Raw data.
»»

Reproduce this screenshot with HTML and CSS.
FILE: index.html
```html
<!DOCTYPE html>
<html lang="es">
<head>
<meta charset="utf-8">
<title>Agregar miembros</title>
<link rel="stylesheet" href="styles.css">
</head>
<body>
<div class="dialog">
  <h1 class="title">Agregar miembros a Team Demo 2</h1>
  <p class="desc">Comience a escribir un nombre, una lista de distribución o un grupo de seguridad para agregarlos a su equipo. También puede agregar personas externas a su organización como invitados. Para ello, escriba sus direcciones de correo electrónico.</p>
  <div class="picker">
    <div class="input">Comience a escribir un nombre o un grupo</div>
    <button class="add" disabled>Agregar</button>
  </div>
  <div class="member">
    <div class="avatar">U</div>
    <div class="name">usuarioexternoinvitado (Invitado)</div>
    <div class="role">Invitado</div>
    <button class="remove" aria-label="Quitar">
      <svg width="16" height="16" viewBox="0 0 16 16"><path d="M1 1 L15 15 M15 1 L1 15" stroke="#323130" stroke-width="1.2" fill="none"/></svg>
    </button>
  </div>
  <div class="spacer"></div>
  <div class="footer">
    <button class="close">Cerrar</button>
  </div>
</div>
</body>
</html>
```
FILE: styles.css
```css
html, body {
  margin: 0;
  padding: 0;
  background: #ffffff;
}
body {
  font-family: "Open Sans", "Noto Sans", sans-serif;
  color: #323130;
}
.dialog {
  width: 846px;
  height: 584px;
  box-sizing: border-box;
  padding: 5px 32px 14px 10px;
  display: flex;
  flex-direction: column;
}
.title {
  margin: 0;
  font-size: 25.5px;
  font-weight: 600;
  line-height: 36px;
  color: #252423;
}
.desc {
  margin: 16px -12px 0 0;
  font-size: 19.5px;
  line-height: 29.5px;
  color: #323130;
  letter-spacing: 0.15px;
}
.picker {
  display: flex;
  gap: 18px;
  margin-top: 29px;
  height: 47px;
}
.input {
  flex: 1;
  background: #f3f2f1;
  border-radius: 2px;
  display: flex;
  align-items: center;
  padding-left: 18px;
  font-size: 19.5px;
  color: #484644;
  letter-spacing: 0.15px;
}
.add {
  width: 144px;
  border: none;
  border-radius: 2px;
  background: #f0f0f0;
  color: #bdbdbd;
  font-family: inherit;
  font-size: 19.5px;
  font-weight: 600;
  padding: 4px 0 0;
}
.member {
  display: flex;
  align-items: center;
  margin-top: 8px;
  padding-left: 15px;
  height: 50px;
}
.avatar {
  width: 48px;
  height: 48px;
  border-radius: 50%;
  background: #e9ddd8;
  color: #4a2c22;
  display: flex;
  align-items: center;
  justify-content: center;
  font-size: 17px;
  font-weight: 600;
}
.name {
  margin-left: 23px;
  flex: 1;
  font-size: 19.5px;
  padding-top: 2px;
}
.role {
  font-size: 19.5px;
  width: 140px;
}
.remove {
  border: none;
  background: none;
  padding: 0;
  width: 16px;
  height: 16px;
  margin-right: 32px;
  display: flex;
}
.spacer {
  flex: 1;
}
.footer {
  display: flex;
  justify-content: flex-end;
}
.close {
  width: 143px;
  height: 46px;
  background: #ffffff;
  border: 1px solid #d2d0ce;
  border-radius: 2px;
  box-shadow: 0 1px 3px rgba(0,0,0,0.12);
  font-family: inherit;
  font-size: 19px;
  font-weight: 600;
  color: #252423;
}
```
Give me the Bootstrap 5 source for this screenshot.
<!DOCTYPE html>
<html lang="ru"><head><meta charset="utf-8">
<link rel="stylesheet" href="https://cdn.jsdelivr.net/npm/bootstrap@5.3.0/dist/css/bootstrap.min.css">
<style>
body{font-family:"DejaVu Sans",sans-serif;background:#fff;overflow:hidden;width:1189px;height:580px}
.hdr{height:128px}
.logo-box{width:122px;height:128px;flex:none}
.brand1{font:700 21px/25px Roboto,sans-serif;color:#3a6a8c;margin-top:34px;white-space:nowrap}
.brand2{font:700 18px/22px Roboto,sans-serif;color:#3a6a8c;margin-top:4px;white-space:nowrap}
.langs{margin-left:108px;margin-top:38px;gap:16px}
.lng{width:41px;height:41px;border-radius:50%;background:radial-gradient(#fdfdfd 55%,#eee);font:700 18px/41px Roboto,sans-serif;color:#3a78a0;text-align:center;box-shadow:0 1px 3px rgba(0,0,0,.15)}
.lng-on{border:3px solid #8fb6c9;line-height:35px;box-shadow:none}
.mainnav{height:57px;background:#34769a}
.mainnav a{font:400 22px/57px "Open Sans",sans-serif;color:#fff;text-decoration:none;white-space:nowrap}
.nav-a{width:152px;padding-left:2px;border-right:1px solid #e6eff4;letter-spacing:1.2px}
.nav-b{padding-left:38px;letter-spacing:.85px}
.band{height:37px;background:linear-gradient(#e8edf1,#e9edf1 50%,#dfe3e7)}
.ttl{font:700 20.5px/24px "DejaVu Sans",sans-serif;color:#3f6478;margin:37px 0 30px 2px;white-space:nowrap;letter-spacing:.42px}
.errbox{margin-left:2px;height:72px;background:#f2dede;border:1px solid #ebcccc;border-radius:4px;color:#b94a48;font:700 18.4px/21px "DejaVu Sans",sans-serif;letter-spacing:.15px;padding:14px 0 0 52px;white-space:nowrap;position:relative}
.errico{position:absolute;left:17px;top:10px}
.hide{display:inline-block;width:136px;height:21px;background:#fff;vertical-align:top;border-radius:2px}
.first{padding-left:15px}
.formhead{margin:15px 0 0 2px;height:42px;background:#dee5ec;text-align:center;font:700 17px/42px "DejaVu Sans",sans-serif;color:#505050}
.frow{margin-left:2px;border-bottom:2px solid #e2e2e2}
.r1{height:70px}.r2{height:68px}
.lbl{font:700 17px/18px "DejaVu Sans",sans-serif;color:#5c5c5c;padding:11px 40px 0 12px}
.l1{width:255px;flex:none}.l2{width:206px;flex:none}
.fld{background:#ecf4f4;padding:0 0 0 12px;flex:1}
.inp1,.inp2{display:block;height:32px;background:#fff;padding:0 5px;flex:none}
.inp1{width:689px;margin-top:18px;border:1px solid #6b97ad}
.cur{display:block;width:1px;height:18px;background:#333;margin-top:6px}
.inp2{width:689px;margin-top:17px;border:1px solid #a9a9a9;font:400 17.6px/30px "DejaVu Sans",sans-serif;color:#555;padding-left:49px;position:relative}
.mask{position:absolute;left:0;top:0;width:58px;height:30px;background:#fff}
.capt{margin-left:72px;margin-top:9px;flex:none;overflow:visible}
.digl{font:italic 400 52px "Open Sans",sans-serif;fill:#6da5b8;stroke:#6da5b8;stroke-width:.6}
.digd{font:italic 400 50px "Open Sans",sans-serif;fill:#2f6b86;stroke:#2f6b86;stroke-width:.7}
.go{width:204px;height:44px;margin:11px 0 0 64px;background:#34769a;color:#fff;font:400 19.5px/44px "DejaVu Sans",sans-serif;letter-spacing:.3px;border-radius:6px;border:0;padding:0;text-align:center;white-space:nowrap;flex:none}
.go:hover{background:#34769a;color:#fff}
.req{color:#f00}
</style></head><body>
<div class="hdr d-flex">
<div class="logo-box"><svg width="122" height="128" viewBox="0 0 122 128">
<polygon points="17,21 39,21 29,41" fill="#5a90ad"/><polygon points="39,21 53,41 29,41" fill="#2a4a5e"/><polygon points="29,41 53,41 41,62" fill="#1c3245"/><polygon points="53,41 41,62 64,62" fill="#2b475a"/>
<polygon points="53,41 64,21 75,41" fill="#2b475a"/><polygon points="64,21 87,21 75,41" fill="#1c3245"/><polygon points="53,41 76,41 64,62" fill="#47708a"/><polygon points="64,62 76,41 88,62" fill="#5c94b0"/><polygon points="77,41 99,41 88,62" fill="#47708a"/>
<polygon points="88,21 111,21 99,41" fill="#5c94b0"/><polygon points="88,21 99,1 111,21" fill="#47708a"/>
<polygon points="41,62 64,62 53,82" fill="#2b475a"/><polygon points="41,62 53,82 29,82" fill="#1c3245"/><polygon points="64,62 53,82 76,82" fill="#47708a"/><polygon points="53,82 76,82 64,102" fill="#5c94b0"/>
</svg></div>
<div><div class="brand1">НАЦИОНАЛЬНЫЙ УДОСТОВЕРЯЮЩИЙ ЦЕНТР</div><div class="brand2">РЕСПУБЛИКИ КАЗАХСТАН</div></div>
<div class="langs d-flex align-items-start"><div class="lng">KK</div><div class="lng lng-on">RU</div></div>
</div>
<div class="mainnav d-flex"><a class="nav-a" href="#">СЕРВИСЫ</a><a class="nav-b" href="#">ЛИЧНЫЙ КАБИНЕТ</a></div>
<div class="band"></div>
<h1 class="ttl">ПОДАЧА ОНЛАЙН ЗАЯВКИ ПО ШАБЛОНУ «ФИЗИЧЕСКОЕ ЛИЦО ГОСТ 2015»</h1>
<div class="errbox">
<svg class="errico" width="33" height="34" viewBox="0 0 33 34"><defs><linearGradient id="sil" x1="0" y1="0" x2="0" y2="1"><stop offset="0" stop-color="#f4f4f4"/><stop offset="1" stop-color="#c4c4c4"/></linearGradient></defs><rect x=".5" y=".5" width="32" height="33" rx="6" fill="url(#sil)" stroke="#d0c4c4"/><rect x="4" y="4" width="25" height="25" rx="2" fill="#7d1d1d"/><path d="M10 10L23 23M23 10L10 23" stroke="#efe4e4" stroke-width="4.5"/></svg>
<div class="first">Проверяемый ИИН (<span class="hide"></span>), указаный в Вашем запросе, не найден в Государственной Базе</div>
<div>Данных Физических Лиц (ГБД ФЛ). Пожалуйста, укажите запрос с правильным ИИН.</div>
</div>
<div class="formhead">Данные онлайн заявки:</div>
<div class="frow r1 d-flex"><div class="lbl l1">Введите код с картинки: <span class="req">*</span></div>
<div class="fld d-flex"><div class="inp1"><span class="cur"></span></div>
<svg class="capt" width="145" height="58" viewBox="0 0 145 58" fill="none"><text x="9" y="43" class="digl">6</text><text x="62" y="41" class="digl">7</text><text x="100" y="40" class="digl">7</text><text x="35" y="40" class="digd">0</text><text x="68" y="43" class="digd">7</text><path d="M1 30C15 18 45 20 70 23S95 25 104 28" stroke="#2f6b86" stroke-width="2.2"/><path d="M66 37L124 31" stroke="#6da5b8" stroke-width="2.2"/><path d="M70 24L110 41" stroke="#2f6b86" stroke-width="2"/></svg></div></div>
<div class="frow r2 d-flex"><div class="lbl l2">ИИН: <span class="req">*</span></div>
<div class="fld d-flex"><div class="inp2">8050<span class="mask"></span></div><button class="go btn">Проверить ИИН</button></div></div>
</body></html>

««

What you are asked to do. Filter the entries down to the lines with the word "this" in them.

Problem solution.
Reproduce this screenshot with HTML and CSS.
Give me the Bootstrap 5 source for this screenshot.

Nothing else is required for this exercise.